This document describes in particular the disadvantages of a speech
recognition system integrated in a cellular phone. It also
describes the drawbacks of a speech recognition system due to the
bandwidth of the GSM. It further describes a method of feature
extracted parameter compression for the transfer of speech to a
speech recognition system. The described apparatus and method use a
speech channel for the transmission of feature extracted parameters
of the speech waveform. The feature extracted parameters are
transferred to a speech recognition system. The speech recognition
comprises a phoneme and a word recognition system. The prevailing
drawback of this system is the requirement of a whole speech
channel for the transmission between the mobile communication
device and the interpreting component, the need for a new
transmission protocol and the requirement for continuous power
amplifier operation.
[0012] The problem underlying the invention is to find a method and
an apparatus for a speech recognising system adapted for the speech
input of short messages into a cellular or mobile phone
communication network.
[0013] Further, it is desired to simplify the system and to
increase the speed of the input process.
SUMMARY OF THE INVENTION
[0014] This problem is solved by a locally distributed speech
recognition system.
[0015] According to another aspect the problem is solved by an
interpreting component.
[0016] According to yet another aspect the problem is solved by a
mobile communication device.
[0017] Methods for operating the above devices are also
provided.
[0018] The speech recognition according to the invention is split
into a preliminary recognition component integrated in a mobile
communication device, a transmission facility and a remote
interpreting component. The transmission facility connects the
mobile communication device to the interpreting component and vice
versa.
[0019] The transmission facility can be a cellular phone network, a
Global System for Mobile Communication (GSM) network, a Universal
Mobile Telecommunication System (UMTS) network, the internet, the
World Wide Web, or other wide area networks. It could also be a
local area network as an intranet, or a short distance transmission
system between a computer and a peripheral device, e.g. a
Bluetooth.TM. system. The mobile communication device can be a
cellular phone with a short message feature as well as a mobile
computer with a connection to a network. The transferring code
could be a text format such as ASCII or the code used in the Short
Message System of GSM networks, or any other text code.
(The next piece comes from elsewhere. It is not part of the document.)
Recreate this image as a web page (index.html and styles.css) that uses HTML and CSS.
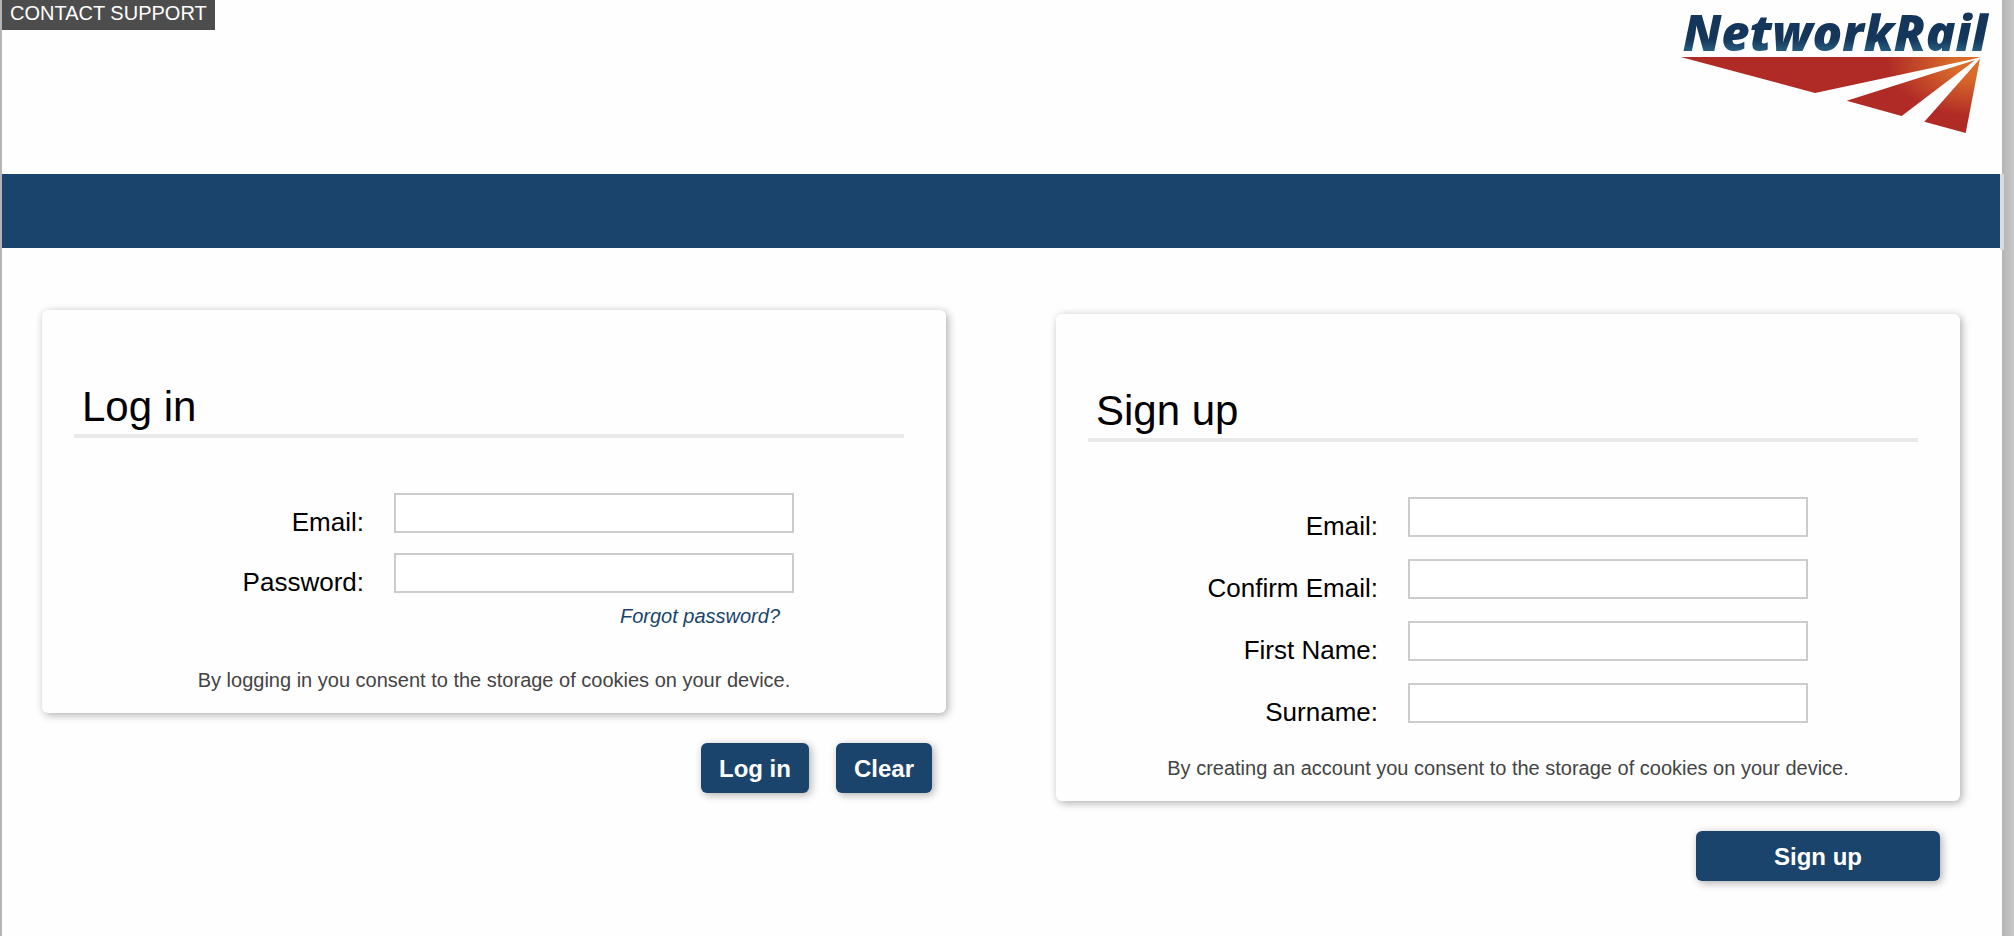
FILE: index.html
```html
<!DOCTYPE html>
<html lang="en">
<head>
<meta charset="utf-8">
<title>Network Rail - Log in</title>
<link rel="stylesheet" href="styles.css">
</head>
<body>
<div class="page">
  <header class="header">
    <a class="support" href="#">CONTACT SUPPORT</a>
    <svg class="logo" viewBox="60 0 948 402" role="img" aria-label="NetworkRail">
      <defs>
        <linearGradient id="ink" x1="0" y1="0" x2="0" y2="1">
          <stop offset="0.6" stop-color="#14365a"/>
          <stop offset="0.82" stop-color="#2a6586"/>
        </linearGradient>
        <radialGradient id="glow" gradientUnits="userSpaceOnUse" cx="950" cy="190" r="270" gradientTransform="translate(0 76) scale(1 0.6)">
          <stop offset="0.25" stop-color="#d96c2b"/>
          <stop offset="1" stop-color="#b02a26"/>
        </radialGradient>
      </defs>
      <text class="logo-text" x="68" y="154" fill="url(#ink)">NetworkRail</text>
      <g fill="url(#glow)">
        <path d="M62 171H963L930 179L465 279Z"/>
        <path d="M560 302L946 180L725 348Z"/>
        <path d="M793 365L960 176L917 399Z"/>
      </g>
    </svg>
  </header>
  <nav class="bar" aria-label="Main"></nav>
  <main class="columns">
    <form class="column">
      <section class="card">
        <h1 class="title">Log in</h1>
        <div class="fields">
          <label for="login-email">Email:</label>
          <input id="login-email" type="email">
          <label for="login-password">Password:</label>
          <input id="login-password" type="password">
        </div>
        <div class="forgot"><a href="#">Forgot password?</a></div>
        <p class="notice">By logging in you consent to the storage of cookies on your device.</p>
      </section>
      <div class="actions">
        <button type="submit">Log in</button>
        <button type="reset">Clear</button>
      </div>
    </form>
    <form class="column signup">
      <section class="card">
        <h1 class="title">Sign up</h1>
        <div class="fields">
          <label for="email">Email:</label>
          <input id="email" type="email">
          <label for="confirm">Confirm Email:</label>
          <input id="confirm" type="email">
          <label for="first">First Name:</label>
          <input id="first" type="text">
          <label for="surname">Surname:</label>
          <input id="surname" type="text">
        </div>
        <p class="notice">By creating an account you consent to the storage of cookies on your device.</p>
      </section>
      <div class="actions">
        <button type="submit">Sign up</button>
      </div>
    </form>
  </main>
</div>
</body>
</html>
```
FILE: styles.css
```css
* {
  box-sizing: border-box;
}

body {
  margin: 0;
  padding: 0 12px 0 2px;
  background: linear-gradient(to left, #c8c8c8, #b4b4b4 12px);
  color: #000;
  font-family: "Helvetica Neue", "Liberation Sans", Arial, sans-serif;
}

.page {
  min-height: 100vh;
  background: #fefefe;
}

.header {
  display: flex;
  justify-content: space-between;
  align-items: flex-start;
  height: 174px;
  padding-right: 6px;
}

.support {
  padding: 0 8px 4px;
  background: #4d4d4d;
  color: #fff;
  font-size: 20px;
  line-height: 26px;
  text-decoration: none;
}

.logo {
  width: 316px;
  height: 134px;
  overflow: visible;
}

.logo-text {
  font: italic 800 147px "Open Sans", "Noto Sans", sans-serif;
}

.bar {
  position: relative;
  height: 74px;
  margin-right: 2px;
  background: #1a446c;
}

.bar::after {
  content: "";
  position: absolute;
  top: 0;
  right: -4px;
  width: 4px;
  height: 76px;
  background: #dcdcdc;
}

.columns {
  display: grid;
  grid-template-columns: 1fr 1fr;
  gap: 110px;
  padding: 62px 42px 40px 40px;
}

.signup {
  padding-top: 4px;
}

.card {
  padding: 70px 0 20px;
  border-radius: 6px;
  background: #fefefe;
  box-shadow: 2px 2px 8px rgba(0, 0, 0, 0.32);
}

.title {
  margin: 0 42px 55px 32px;
  padding: 0 8px;
  border-bottom: 4px solid #e9e9e9;
  font-size: 42px;
  font-weight: 300;
  line-height: 54px;
}

.fields {
  display: grid;
  grid-template-columns: 29fr 40fr 8fr;
  gap: 20px 30px;
  margin: 0 42px 0 32px;
}

.signup .fields {
  row-gap: 22px;
}

.fields label {
  grid-column: 1;
  padding-top: 18px;
  font-size: 26px;
  line-height: 22px;
  text-align: right;
}

.fields input {
  grid-column: 2;
  width: 100%;
  height: 40px;
  padding: 0 8px;
  border: 2px solid #ccc;
  border-radius: 0;
  background: #fff;
  font: inherit;
  font-size: 24px;
}

.forgot {
  margin: 11px 166px 40px 0;
  font-size: 20px;
  font-style: italic;
  line-height: 24px;
  text-align: right;
}

.forgot a {
  color: #1a446c;
  text-decoration: none;
}

.notice {
  margin: 0;
  color: #444;
  font-size: 20px;
  line-height: 25px;
  text-align: center;
}

.signup .notice {
  margin-top: 33px;
}

.actions {
  display: flex;
  justify-content: flex-end;
  gap: 27px;
  padding: 30px 14px 0 0;
}

.signup .actions {
  padding-right: 20px;
}

.actions button {
  height: 50px;
  padding: 2px 18px 0;
  border: 0;
  border-radius: 6px;
  background: #1a446c;
  box-shadow: 2px 2px 8px rgba(0, 0, 0, 0.32);
  color: #fff;
  font: inherit;
  font-size: 24px;
  font-weight: 700;
}

.signup .actions button {
  width: 244px;
}
```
[0020] In a preferred embodiment of the invention the mobile
communication device comprises a digital signal processing
component being connected to the preliminary recognition component.
By using the preliminary recognition component in a mobile
communication device, the preliminary recognition process can be
supported by a digital speech waveform processing component.
Especially in cellular phones a digital signal processing component
(DSP) can be included in the transceiver of the cellular phone. In
addition the preliminary code can be compressed to reduce its
length.
[0021] The locally distributed speech recognition system provides a
component for the re-transmission of the digitized readable text
back to the user, wherein said re-transmission component is
connected to said interpreting component. Thereby it is possible
that the user checks and approves or rejects an insufficiently
recognized text.
[0022] Preferably the preliminary recognition system comprises a
neural or neuronal network or a time delay neuronal network. By
using a neuronal network or a time delay neuronal network in the
preliminary recognition system, the best suited computing structure
is chosen to solve the problem of speech recognition as effectively
as possible. The preliminary recognition component preferably
comprises phoneme recognition component for generating phonemes out
of spoken language.
[0023] Advantageously said neuronal network is interactively
adaptive and/or comprises a modular structure. By using an adaptive
interactive neuronal network, the user can adapt his personal
mobile communication device to his personal pronunciation. Thus,
the accuracy of the preliminary recognition can be improved. By
using a modular neuronal network the best accuracy in preliminary
recognition is attained.
[0024] Conveniently the mobile communication device, the
preliminary recognition system and/or the interpreting component
comprise a conversion component for converting between different
codes, e.g. ASCII, SMS, etc. By using a conversion component, any
transmission problems due to transfer protocols or differing codes
in information exchange can be solved.
[0025] Preferably the preliminary recognition component, the mobile
communication device and/or the interpreting component comprise a
storage component. By using a storage component, the locally
distributed speech recognition system is able to transfer the
recognised phonemes during speech intervals. This reduces the
operation time of the transmitter of the mobile communication
device to a minimum. Using a buffer between the speaker and the
preliminary recognition component enables the system to
continuously recognise phonemes, and to transfer and receive the
code during speech intervals.
[0026] Advantageously the code transfer between the mobile
communication device and the interpreting component is achieved by
a teleservice. Conveniently the used teleservice is a short message
system.
[0027] By using a teleservice the locally distributed speech system
can be used by a cellular phone service provider for an easier and
faster way of generating short messages. The providers of cellular
phone networks benefit from an increased amount of short messages.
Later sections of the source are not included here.